When Osama bin-Laden was extinguished in May, 2, 2011, nine-days before my late husband, David’s, 50th birthday, my phone buzzed, hungry for indemnification… “Congratulations. So happy for you? Can you have closure now?” Given reasonable latititude to the limits of human grief-speak, and sincere adoration for all of my family and friends, my response was then as it is now “Not Closed.” “Never Closed!” The love of my life is murdered, continuously, from a stage my sons can not not escape. An unyielding sadness my beautiful 27-year old boy, quelled, giving into the darkness, twenty-years later, exhausted .
President Biden, I feel gratitude for the intelligence and risks taken by our leaders and service men and women to hunt down and extinguish this monster. We can never forget.
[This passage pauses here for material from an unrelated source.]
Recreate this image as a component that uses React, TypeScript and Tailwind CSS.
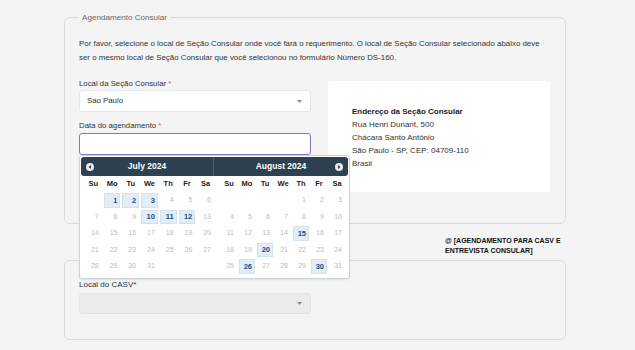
const july = {
  title: "July 2024",
  offset: 1,
  days: 31,
  marked: [1, 2, 3, 10, 11, 12],
};

const august = {
  title: "August 2024",
  offset: 4,
  days: 31,
  marked: [15, 20, 26, 30],
};

const weekDays = ["Su", "Mo", "Tu", "We", "Th", "Fr", "Sa"];

function Caret() {
  return (
    <svg width="5" height="3" viewBox="0 0 5 3" className="shrink-0">
      <path d="M0 0h5L2.5 3z" fill="#8a8a8a" />
    </svg>
  );
}

function NavIcon({ dir }: { dir: "prev" | "next" }) {
  return (
    <svg width="8" height="8" viewBox="0 0 8 8">
      <circle cx="4" cy="4" r="4" fill="#e8edf1" />
      {dir === "prev" ? (
        <path d="M5 2L2.5 4L5 6z" fill="#2d4150" />
      ) : (
        <path d="M3 2L5.5 4L3 6z" fill="#2d4150" />
      )}
    </svg>
  );
}

function Month({
  month,
  width,
}: {
  month: typeof july;
  width: string;
}) {
  const cells: (number | null)[] = [];
  for (let i = 0; i < month.offset; i++) cells.push(null);
  for (let d = 1; d <= month.days; d++) cells.push(d);

  return (
    <div className={`grid grid-cols-7 ${width}`}>
      {weekDays.map((w) => (
        <div
          key={w}
          className="h-[16px] flex items-center justify-center text-[7.5px] font-bold text-[#222]"
        >
          {w}
        </div>
      ))}
      {cells.map((d, i) => {
        if (d === null) return <div key={`e${i}`} className="h-[16.5px]" />;
        const on = month.marked.includes(d);
        return (
          <div key={d} className="h-[16.5px] p-[1px]">
            <div
              className={
                on
                  ? "h-full flex items-center justify-end pr-[2px] text-[7.5px] font-bold text-[#1d4f82] bg-[#e2edf7] border border-[#d3e2ef]"
                  : "h-full flex items-center justify-end pr-[3px] text-[7px] text-[#bcbcbc]"
              }
            >
              {d}
            </div>
          </div>
        );
      })}
    </div>
  );
}

function DatePicker() {
  return (
    <div className="absolute left-0 top-full w-[271px] h-[124px] bg-white border border-[#cdd3d8] rounded-[3px] p-[1px] shadow-[0_1px_2px_rgba(0,0,0,0.08)]">
      <div className="flex h-[19px] bg-[#2d4150] rounded-[3px] text-white text-[8.5px] font-bold">
        <div className="w-[133px] flex items-center px-[5px] border-r border-[#4b6374]">
          <NavIcon dir="prev" />
          <span className="flex-1 text-center pr-[8px]">{july.title}</span>
        </div>
        <div className="flex-1 flex items-center px-[5px]">
          <span className="flex-1 text-center pl-[8px]">{august.title}</span>
          <NavIcon dir="next" />
        </div>
      </div>
      <div className="flex pl-[3px]">
        <Month month={july} width="w-[131px]" />
        <div className="w-[5px]" />
        <Month month={august} width="w-[126px]" />
      </div>
    </div>
  );
}

export default function App() {
  return (
    <div className="min-h-[350px] bg-[#f4f4f4] font-['Liberation_Sans',Arial,sans-serif] pt-[12px] pl-[64px]">
      <div className="w-[502px]">
        {/* Agendamento */}
        <fieldset className="border border-[#d9d9d9] rounded-[6px] pl-[14px] pr-[15px] pt-[14px] pb-[31px]">
          <legend className="px-[3px] text-[8.1px] leading-[11px] text-[#666]">
            Agendamento Consular
          </legend>
          <p className="text-[7.9px] leading-[14px] text-[#333]">
            Por favor, selecione o local de Seção Consular onde você fará o
            requerimento. O local de Seção Consular selecionado abaixo deve ser
            o mesmo local de Seção Consular que você selecionou no formulário
            Número DS-160.
          </p>

          <div className="flex gap-[17px] mt-[13px]">
            <div className="w-[232px]">
              <label className="block text-[7.8px] leading-[12px] text-[#333]">
                Local da Seção Consular <span className="text-[#d9534f]">*</span>
              </label>
              <div className="h-[22px] bg-white border border-[#e6e6e6] rounded-[3px] flex items-center justify-between pl-[7px] pr-[8px] text-[7.8px] text-[#333]">
                <span>Sao Paulo</span>
                <Caret />
              </div>
              <label className="block mt-[8px] text-[7.8px] leading-[12px] text-[#333]">
                Data do agendamento <span className="text-[#d9534f]">*</span>
              </label>
              <div className="relative mt-[1px] z-10">
                <div className="h-[22px] bg-white border border-[#8479c9] rounded-[3px]" />
                <DatePicker />
              </div>
            </div>

            <div className="mt-[3px] w-[222px] h-[111px] bg-white rounded-[3px] pl-[24px] pt-[24px] text-[8px] leading-[13px] text-[#333]">
              <p className="font-bold text-[#222]">Endereço da Seção Consular</p>
              <p>Rua Henri Dunant, 500</p>
              <p>Chácara Santo Antônio</p>
              <p>São Paulo - SP, CEP: 04709-110</p>
              <p>Brasil</p>
            </div>
          </div>
        </fieldset>

        <div className="flex justify-end mt-[12px]">
          <p className="w-[121px] whitespace-nowrap text-[7px] leading-[10px] font-bold text-[#111] uppercase">
            @ [Agendamento para CASV e
            <br />
            Entrevista Consular]
          </p>
        </div>

        {/* CASV */}
        <fieldset className="mt-[4px] border border-[#d9d9d9] rounded-[6px] pl-[14px] pr-[15px] pt-[17px] pb-[25px]">
          <label className="block text-[8px] leading-[14px] text-[#333]">
            Local do CASV*
          </label>
          <div className="mt-[1px] w-[232px] h-[21px] bg-[#ebebeb] border border-[#e3e3e3] rounded-[3px] flex items-center justify-end pr-[8px]">
            <Caret />
          </div>
        </fieldset>
      </div>
    </div>
  );
}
We will not lie down. However, this is not closed. We cannot forget. We will never cede the pursuit of “justice” until full disclosure occurs and atonement is made by the nations that conceal the truth. Then, perhaps, we can engage in a conversation of reconciliation and peaceful relations.
I will end with words captured in conversation with our six-year old:
Dylan – “Why can’t my Dad be here?
Mom – I don’t know, I think you should ask God that question when you get there.
D – How do we get to Heaven? I know, we take an airplane!
M – The souls of the people who love you, who are already in Heaven, come and get you.
D – So Daddy is an angel. I know we can’t see angels so that means Daddy is sitting next to me right now. Is Daddy sitting next to me mommy?
M – Maybe.
D – He is! (He’s sitting in Daddy’s chair at the dining table).
D – Why can’t God send him back to Earth again? Why can’t God just throw him down so I can see my Dad again? I’d rather kill the people that killed our Dad. I’d rather sue the person that killed our Dad. Even though it’s not just one person, it’s 100.”Dylan, May, 22, 2003
After Sharon Olds “I Go Back to May 1937”
I see them standing at the nuptial threshold before their witnesses
She sees her groom smiling
at the verge of the nacre vault
the gloam blue waves climax like glistening
strands of diamonds behind his profile, He
sees his bride with a stargazer lily in her hair
standing at the fringe made of sand and stone,
the horizon still obscured all around her, its
white haze aglow in the July air,
they are about to wed, they are about to build a life,
they are young, they are hopeful, all they know is they are
naive, they would never break their promise to love
and protect each other.
I want to raise my hand from the gallery and say Hold On,
--she's the prophetess of courage ,
he's the king of tears, you are going to endure things
you cannot see, and do things that will terrify you,
you are going to explode into the theatre of the world,
you are going to sacrifice the innocence of children,
you are going to suffer in ways you cannot think of,
he's going to die--she's going to want to die. I want to call
out to them there in the late July afternoon glow and cry it,
her ravenous blue eyes turning to me,
her pathetic beautiful animal body,
but I don't do it. I want them to live this
day, cup my hand around the unity candle, to
curb the wind from the flame. I
clutch their hands like bride and groom
cake dolls and cinch the knot that binds them
at the marrow, like the rigging of divine ships, as if to
secure the load of gold in the
hold of their vessels, I say
answer to the calling of the love that
brings you life, and she will write about it.
About this poem: July 25th, 2022 marks thte 35th wedding anniversary of David and I. We wed on the lip of a Long Island cove, former land of the Massapequa branch of the Algonquin people, on a hazy, hot and humid July afternoon. Although the style of this piece was borrowed, the inspiration was bubbling in the dorm room of my writing retreat in Beverly, MA. All of the sensory, emotional, and situational elements are my own. My love for David and the sons we carried into the world is the legacy I have been assigned to carry and the gold I must share.